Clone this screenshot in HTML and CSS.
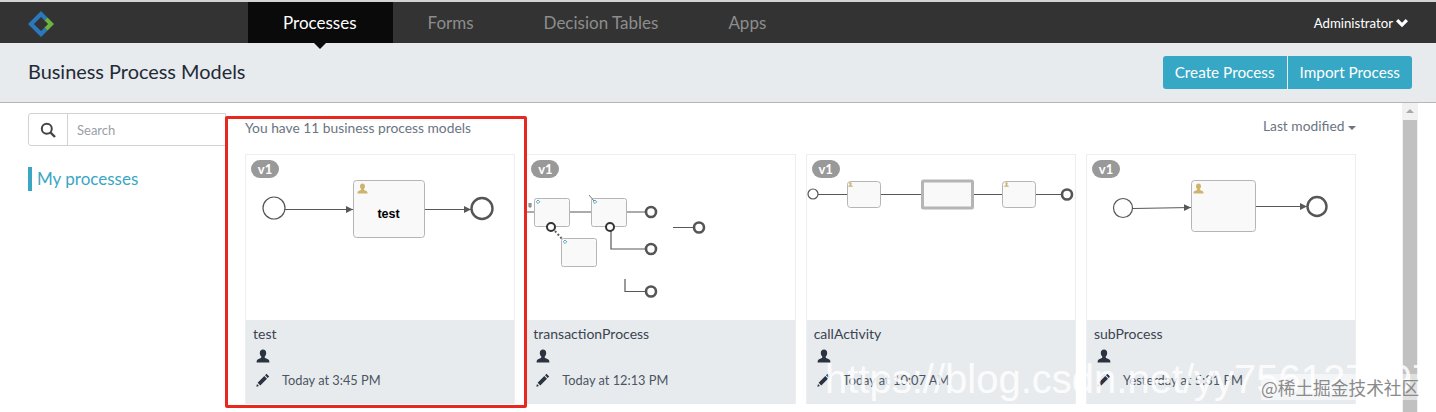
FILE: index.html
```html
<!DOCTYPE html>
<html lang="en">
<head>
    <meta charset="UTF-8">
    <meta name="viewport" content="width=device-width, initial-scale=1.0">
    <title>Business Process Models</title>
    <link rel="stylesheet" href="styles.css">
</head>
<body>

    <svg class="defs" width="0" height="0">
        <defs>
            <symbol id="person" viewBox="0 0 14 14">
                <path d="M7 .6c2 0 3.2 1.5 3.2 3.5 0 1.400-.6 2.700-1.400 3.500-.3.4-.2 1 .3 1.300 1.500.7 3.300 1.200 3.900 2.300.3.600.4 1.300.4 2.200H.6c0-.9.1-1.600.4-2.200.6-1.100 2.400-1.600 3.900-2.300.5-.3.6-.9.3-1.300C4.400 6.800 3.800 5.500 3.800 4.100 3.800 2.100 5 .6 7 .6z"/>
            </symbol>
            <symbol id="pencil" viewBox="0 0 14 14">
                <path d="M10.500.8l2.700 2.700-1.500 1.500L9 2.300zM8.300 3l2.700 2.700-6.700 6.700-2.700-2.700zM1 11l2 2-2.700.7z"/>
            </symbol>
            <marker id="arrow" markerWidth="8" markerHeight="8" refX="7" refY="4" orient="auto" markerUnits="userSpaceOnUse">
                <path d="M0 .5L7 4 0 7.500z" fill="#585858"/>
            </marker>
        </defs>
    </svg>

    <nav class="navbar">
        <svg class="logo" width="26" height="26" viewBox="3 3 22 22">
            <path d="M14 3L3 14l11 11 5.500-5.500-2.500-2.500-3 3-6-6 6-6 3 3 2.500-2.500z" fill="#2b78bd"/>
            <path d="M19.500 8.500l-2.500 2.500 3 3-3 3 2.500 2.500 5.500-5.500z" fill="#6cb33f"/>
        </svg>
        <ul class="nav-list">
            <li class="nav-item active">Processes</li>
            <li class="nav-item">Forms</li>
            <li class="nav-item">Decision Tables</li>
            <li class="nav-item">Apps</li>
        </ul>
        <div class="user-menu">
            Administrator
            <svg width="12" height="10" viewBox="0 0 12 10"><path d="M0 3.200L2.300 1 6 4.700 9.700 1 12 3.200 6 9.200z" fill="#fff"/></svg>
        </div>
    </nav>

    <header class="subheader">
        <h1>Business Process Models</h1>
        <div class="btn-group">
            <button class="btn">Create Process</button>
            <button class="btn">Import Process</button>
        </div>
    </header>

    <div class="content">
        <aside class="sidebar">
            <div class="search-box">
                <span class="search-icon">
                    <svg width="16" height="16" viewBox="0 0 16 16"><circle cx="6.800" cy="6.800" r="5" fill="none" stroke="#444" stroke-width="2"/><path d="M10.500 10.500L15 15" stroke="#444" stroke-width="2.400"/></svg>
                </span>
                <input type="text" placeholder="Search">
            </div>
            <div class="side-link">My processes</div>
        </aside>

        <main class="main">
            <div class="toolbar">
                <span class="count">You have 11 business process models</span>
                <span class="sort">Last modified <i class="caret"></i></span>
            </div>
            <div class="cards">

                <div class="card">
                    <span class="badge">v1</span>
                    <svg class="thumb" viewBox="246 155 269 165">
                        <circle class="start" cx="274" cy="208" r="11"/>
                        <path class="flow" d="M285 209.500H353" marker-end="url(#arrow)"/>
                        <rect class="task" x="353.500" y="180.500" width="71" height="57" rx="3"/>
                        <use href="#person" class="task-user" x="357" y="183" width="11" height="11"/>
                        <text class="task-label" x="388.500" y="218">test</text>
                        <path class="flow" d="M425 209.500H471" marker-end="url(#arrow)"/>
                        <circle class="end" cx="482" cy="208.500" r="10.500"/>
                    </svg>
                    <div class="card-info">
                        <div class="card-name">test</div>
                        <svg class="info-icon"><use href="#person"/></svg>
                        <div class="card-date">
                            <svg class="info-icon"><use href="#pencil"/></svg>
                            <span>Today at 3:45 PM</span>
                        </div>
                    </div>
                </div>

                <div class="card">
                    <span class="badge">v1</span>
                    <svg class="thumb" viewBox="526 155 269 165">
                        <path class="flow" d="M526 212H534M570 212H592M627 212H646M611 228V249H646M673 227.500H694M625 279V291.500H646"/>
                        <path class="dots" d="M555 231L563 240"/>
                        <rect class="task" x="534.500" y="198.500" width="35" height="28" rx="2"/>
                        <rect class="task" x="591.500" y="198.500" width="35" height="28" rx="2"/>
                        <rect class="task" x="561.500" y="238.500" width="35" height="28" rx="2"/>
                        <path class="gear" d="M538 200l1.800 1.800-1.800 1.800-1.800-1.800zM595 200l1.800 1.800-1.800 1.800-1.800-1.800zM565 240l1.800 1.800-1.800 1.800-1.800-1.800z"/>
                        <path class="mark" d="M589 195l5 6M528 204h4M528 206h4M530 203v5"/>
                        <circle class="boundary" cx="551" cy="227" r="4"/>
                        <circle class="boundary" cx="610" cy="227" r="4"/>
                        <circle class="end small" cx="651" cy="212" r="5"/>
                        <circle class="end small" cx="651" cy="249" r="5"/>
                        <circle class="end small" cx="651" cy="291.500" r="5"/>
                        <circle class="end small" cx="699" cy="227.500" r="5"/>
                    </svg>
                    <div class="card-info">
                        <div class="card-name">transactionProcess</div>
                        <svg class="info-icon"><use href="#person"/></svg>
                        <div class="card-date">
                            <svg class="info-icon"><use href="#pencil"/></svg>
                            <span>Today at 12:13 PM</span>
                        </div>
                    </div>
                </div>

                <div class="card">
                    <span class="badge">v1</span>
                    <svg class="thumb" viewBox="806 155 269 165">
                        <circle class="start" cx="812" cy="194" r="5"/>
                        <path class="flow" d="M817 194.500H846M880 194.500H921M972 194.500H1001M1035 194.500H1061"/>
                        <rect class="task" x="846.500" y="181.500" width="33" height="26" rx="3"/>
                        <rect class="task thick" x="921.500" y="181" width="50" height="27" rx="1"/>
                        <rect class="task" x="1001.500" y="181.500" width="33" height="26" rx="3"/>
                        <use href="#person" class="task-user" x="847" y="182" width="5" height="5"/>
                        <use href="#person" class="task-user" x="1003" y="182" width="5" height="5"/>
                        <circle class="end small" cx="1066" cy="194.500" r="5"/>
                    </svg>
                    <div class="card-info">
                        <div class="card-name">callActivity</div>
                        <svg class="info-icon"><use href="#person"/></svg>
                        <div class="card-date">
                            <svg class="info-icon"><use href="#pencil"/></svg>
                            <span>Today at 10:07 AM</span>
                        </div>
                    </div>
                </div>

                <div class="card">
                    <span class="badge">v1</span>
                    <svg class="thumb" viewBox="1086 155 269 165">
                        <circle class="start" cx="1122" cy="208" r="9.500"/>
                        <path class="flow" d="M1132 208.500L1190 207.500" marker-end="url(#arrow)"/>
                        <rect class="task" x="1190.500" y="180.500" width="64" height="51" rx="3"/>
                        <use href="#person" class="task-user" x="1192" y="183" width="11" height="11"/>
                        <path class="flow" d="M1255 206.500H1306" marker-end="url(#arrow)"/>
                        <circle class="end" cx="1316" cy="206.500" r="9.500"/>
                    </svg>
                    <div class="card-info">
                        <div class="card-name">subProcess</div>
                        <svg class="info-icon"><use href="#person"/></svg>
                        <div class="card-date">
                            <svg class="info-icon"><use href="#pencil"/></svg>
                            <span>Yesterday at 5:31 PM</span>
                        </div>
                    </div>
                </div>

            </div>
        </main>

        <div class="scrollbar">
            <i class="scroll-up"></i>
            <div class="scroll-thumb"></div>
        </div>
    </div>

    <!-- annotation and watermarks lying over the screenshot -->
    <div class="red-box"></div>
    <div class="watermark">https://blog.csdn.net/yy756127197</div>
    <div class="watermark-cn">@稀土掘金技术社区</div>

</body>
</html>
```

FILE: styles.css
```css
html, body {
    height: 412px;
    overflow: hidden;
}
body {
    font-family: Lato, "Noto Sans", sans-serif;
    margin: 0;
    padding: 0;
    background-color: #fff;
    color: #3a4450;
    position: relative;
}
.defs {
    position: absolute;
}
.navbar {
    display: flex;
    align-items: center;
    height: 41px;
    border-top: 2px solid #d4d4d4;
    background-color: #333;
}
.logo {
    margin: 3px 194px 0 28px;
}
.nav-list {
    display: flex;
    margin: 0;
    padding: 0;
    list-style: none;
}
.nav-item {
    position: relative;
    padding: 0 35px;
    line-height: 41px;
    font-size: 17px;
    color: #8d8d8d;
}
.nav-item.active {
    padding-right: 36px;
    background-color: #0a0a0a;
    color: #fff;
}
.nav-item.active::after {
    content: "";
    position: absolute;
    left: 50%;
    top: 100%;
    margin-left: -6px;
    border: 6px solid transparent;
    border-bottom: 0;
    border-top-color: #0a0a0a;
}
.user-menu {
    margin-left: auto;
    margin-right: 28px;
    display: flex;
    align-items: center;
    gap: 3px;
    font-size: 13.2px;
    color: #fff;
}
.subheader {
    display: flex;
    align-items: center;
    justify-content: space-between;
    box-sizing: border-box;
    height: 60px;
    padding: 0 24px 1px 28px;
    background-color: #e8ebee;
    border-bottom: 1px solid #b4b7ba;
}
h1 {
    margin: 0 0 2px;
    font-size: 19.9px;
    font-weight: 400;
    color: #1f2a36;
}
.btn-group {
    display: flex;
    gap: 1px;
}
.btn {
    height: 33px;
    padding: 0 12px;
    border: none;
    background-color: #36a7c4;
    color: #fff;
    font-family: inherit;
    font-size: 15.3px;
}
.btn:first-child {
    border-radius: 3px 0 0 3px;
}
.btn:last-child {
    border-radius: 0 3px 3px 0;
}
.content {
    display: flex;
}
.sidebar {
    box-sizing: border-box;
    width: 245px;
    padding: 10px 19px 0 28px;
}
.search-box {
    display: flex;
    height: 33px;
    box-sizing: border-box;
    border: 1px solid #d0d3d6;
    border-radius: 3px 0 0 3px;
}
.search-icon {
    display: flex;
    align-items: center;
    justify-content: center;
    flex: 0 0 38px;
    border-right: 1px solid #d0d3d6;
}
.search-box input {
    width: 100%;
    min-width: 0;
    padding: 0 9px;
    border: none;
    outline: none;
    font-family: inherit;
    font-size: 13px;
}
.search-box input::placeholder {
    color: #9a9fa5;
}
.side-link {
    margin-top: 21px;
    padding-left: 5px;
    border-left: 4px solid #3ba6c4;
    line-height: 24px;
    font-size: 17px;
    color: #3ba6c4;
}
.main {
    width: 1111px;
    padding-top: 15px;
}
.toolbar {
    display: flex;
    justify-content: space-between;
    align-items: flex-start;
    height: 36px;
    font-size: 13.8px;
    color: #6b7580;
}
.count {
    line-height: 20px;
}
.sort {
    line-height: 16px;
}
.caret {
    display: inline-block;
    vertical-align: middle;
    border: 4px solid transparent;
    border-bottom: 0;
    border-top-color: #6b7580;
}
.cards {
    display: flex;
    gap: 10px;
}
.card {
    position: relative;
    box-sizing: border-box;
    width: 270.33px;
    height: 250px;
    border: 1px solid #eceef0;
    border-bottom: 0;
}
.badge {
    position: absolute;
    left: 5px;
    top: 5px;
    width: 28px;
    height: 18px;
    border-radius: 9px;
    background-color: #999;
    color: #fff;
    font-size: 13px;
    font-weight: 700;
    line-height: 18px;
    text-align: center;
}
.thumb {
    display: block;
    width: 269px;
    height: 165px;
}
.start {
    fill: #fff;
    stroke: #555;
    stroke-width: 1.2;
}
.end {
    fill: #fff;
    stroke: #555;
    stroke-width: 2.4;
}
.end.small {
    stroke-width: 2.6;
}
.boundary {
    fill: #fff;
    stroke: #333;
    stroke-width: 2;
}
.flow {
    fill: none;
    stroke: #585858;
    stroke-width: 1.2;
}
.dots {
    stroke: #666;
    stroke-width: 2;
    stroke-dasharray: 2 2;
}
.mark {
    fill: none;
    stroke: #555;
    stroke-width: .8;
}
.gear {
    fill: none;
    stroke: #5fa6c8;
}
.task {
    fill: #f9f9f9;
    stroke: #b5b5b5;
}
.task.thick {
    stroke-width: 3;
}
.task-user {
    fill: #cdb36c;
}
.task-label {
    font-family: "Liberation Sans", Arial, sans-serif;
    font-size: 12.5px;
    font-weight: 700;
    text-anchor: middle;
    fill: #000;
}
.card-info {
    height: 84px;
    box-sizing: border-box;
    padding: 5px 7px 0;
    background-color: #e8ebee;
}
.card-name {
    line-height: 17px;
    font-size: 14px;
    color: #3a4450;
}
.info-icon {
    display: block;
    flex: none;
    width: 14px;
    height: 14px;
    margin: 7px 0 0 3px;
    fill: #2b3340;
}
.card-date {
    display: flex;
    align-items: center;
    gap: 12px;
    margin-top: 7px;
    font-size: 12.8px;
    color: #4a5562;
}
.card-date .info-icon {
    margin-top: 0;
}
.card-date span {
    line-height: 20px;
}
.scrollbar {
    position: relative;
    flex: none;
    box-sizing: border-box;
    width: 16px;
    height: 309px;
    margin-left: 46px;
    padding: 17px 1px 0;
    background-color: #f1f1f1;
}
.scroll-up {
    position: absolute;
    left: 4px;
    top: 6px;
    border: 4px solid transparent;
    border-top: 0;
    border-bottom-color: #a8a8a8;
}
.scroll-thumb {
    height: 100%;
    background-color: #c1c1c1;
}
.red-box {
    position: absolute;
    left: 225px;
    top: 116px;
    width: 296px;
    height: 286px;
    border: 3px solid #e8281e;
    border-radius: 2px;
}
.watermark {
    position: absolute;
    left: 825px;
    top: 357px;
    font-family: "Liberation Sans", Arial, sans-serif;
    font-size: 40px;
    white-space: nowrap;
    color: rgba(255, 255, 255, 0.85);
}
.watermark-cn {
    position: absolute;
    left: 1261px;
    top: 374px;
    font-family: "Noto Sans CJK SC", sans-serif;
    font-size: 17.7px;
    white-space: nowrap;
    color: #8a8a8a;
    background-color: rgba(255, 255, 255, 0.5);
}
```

------------

To do: Go through the listing above and list every line that has the word "screenshot".

Solution for this exercise:
Clone this screenshot in HTML and CSS.
    <!-- annotation and watermarks lying over the screenshot -->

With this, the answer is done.